Claudio batteva il tempo con il cuore, pompava forte, era energico e istintivo. E infatti ha scritto senza calcoli tante canzoni per i suoi amici: una di quelle produzioni artistiche che arrivano quando un artista è tirato dentro negli affetti, nelle cose che non lasciano indifferenti. Ha scritto canzoni per Luigi Giussani (tra le altre la bellissima Quando verrai: “Quando verrai a casa mia/ chiamerò tutti gli amici/ quando verrai a casa mia/ porteranno i loro doni/ E, se vorrai, siamo pronti ad ascoltare/ chiamerò tutti gli amici, porteranno i loro doni/ Tu mi conosci bene/ anche l’ombra del mio pensiero/ Tu mi conosci bene, cambia il falso che ho dentro in vero/ sei già venuto un giorno/ nel mio cuore conservo il tuo ricordo”) e
Per Bill Congdon (non solo la nota Alleluia della forza, ma anche la meno conosciuta Desire: “Io leggo la musica nei campi di grano e lungo i fianchi delle colline/ nelle tue lacrime disperate per un dolore senza fine/ Lungo i binari di un vecchio treno, nei sogni grandi di un ragazzino/ tra tutte le stelle della notte e l’ultima del mattino”), per Andrej Tarkovsky e per la sua famiglia (troppe canzoni: impossibile citarle tutte….), per Luigi Negri (da scoprire è Di più: Ma che bella giornata ho passato con te, non potevo sperare di più/ Un Amico sincero è venuto per noi/ non potevo cercare di più”) e per Francesco Ricci, per Alessandro Russo e David Horowitz, il grande musicista e amico americano, per il quale aveva scritto Il Dono: “Da quell’altra parte del mare/ un Amico ci sta aspettando/…e le onde, le onde del mare/ piano piano ci stan portando/ da quell’altra parte del mare”.
Ma Chieffo, si sa, scriveva su tutto.
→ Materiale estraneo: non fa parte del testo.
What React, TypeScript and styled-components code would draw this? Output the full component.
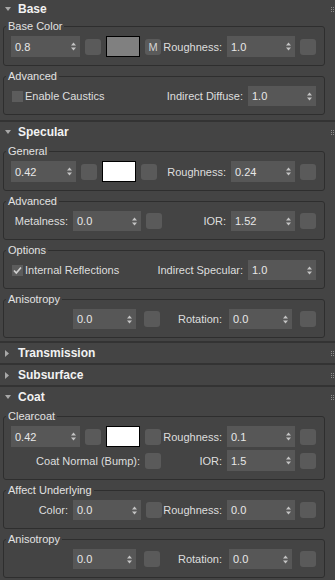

Sulle ideologie e sulla fine del Partito comunista italiano (Festival), sulla televisione (La televisione: “Quando passo davanti a un video spento, non mi trovo neanche male/ io mi guardo negli occhi e in quel momento io mi sento un po’ immortale/ Sono la televisione, sono un uomo virtuale/ se mi spingono un bottone, vivo sul telegiornale”), sulle nostre piccole ignobili fughe di fronte alla vita (La guerra), come anche sulla morte di Martin Luther King (Faccia a faccia: “La morte di un uomo e le sue mani/ il tempo passato ed il domani/ e non puoi fare altro che pregare, che chiedere a Lui che ti ha dato tutto/ la forza di continuare”). Prendeva fatti veri personali (Marta Marta) e di amici (La canzone di Maria Chiara) e li trasformava in narrazioni sonore, raggiungendo in certi casi dei picchi di assoluto equilibrio poetico, come nella sua Ave Maria: “Ave Maria, splendore del mattino/ puro è il tuo sguardo ed umile il tuo cuore/protegga il nostro popolo in cammino/ la tenerezza del tuo vero amore”.
Quando Claudio si è spento ero al mare con amici. Ci siamo messi a guardare le stelle nel blu notte del cielo della Grecia e abbiamo cantato quella sua canzone che celebrava la bellezza dell’infinito firmamento come una cosa tutta da capire.
Cinque anni son trascorsi e le sue canzoni sono cantate in periferia come in montagna, a Roma come a Madrid. Cinque anni dopo c’è una forza artistica e umana che non si è spenta in quelle strofe e in quei ritornelli. Cinque anni son passati e conservo una sensazione e una certezza: che di Chieffo abbiamo iniziato a capire, ad ascoltare, a ricordare solo poche cose, solo l’inizio. Ancora tantissimo rimane da scoprire perché, in fin dei conti, è incredibilmente “grande questa nostra vita”.